Manusia membutuhkan sahabat bukan saja sewaktu kita dalam keadaan susah saja. Walaupun sebenarnya seorang sahabat itu diukur ketulusannya, kejujurannya pada saat kesusahan menimpa. Sahabat juga kita butuhkan pada saat kita bergembira. Karena tidak ada gunanya apabila kegembiraan itu hanya kita sendiri yang menikmatinya. Semakin banyak yang terlibat dalam kegembiraan, semakin besar rasa kebahagiaan itu. Dan semakin banyak yang terlibat dalam kesedihan, semakin kecil kesedihan itu dipikul. Seperti pepatah lama “berat sama dipikul dan ringan sama dijinjing”.
Orang berkata, “tidak sempit lubang jarum untuk kedua sahabat dan tidak luas dunia ini bagi orang yang berseteru”. Ilustrasinya, kalau kita di ajak bepergian, tanyalah terlebih dahulu, siapa yang beserta kita, setelah itu baru bertanya, kemana kita akan pergi. Karena, jika kita enggan pergi, tapi yang akan menemani kita pergi adalah sahabat kita, maka kita akan pergi. Dan jika kita ingin pergi, tapi yang menyertai kita bukan sahabat kita, maka kita enggan untuk jadi pergi. Begitu penting kedudukan sahabat dalam kehidupan kita, sehingga tidak mungkin manusia hidup hanya seorang diri. Hal tersebut disebabkan manusia merupakan makhluk sosial yang membutuhkan orang lain dalam kelangsungan hidupnya.

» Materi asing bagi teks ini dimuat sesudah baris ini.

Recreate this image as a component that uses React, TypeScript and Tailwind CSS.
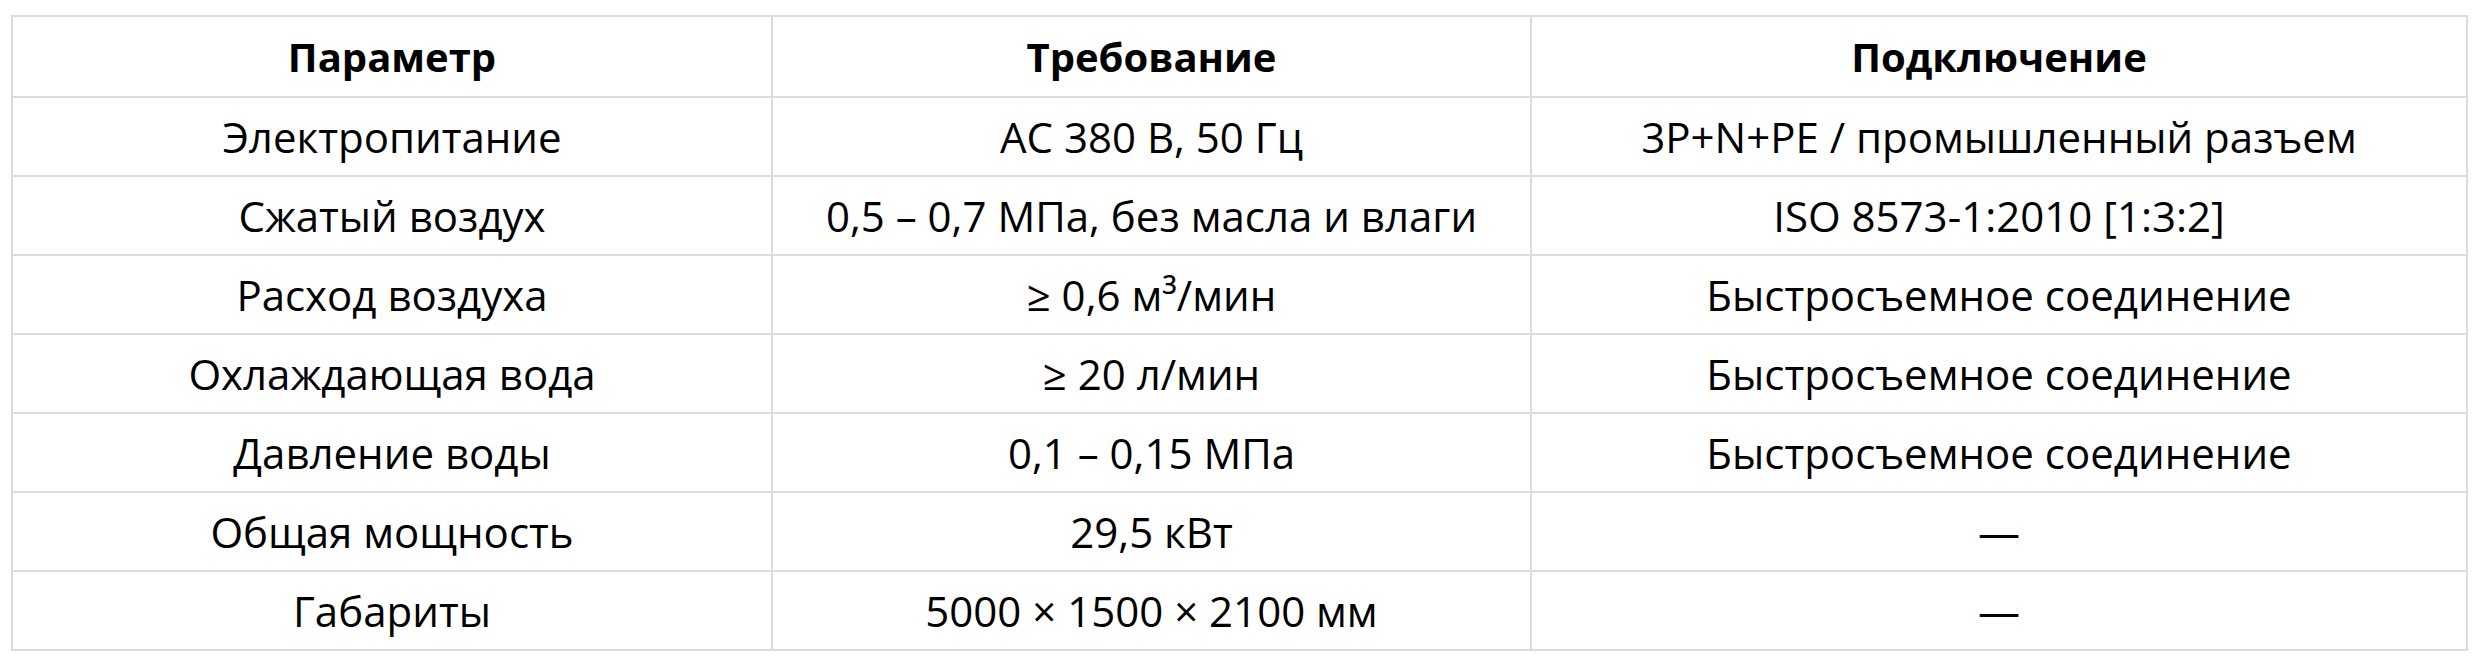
const rows: [string, string, string][] = [
  ["Электропитание", "AC 380 В, 50 Гц", "3P+N+PE / промышленный разъем"],
  ["Сжатый воздух", "0,5 – 0,7 МПа, без масла и влаги", "ISO 8573-1:2010 [1:3:2]"],
  ["Расход воздуха", "≥ 0,6 м³/мин", "Быстросъемное соединение"],
  ["Охлаждающая вода", "≥ 20 л/мин", "Быстросъемное соединение"],
  ["Давление воды", "0,1 – 0,15 МПа", "Быстросъемное соединение"],
  ["Общая мощность", "29,5 кВт", "—"],
  ["Габариты", "5000 × 1500 × 2100 мм", "—"],
];

const cell = "border-2 border-[#dcdcdc] text-center align-middle p-0";

export default function App() {
  return (
    <div className="bg-white w-[2478px] h-[664px] pt-[15px] pl-[11px] font-['Open_Sans',sans-serif] text-black text-[42px] leading-none">
      <table className="table-fixed border-collapse w-[2455px]">
        <colgroup>
          <col className="w-[760px]" />
          <col className="w-[759px]" />
          <col className="w-[936px]" />
        </colgroup>
        <thead>
          <tr className="h-[81px] text-[40px]">
            <th className={`${cell} font-bold`}>Параметр</th>
            <th className={`${cell} font-bold`}>Требование</th>
            <th className={`${cell} font-bold`}>Подключение</th>
          </tr>
        </thead>
        <tbody>
          {rows.map((r) => (
            <tr key={r[0]} className="h-[79px]">
              {r.map((c, i) => (
                <td key={i} className={cell}>
                  {c}
                </td>
              ))}
            </tr>
          ))}
        </tbody>
      </table>
    </div>
  );
}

Menurut pakar bahasa, ada tanda-tanda bagi seorang sahabat, (1) Sahabat merupakan orang yang paling sedikit basa-basinya kepada kita, (2) Sahabat merupakan orang yang bergembira disaat kita gembira, dan bersedih apabila kita bersedih, (3) Sahabat merupakan seseorang yang tidak meremehkan hak-hak kita. Jika tiga aspek tersebut dapat terpenuhi, maka dialah yang wajar menjadi sahabat kita. Ada peringatan dari agama, “Katakanlah kepada hamba-hamba-Ku yang telah beriman: "Hendaklah mereka mendirikan shalat, menafkahkan sebahagian rezeki yang Kami berikan kepada mereka secara sembunyi ataupun terang-terangan sebelum datang hari (kiamat) yang pada hari itu tidak ada jual beli dan persahabatan” (QS. 14.31). Tetapi, Al-Quran juga menjelaskan bahwa “kelak di hari kemudian semua persahabatan putus, kecuali yang dijalin dengan ketaqwaan” (QS. 43: 67). Itulah makna dari persahabatan. Semoga kita hidup di dalam persahabatan dan ketaqwaan.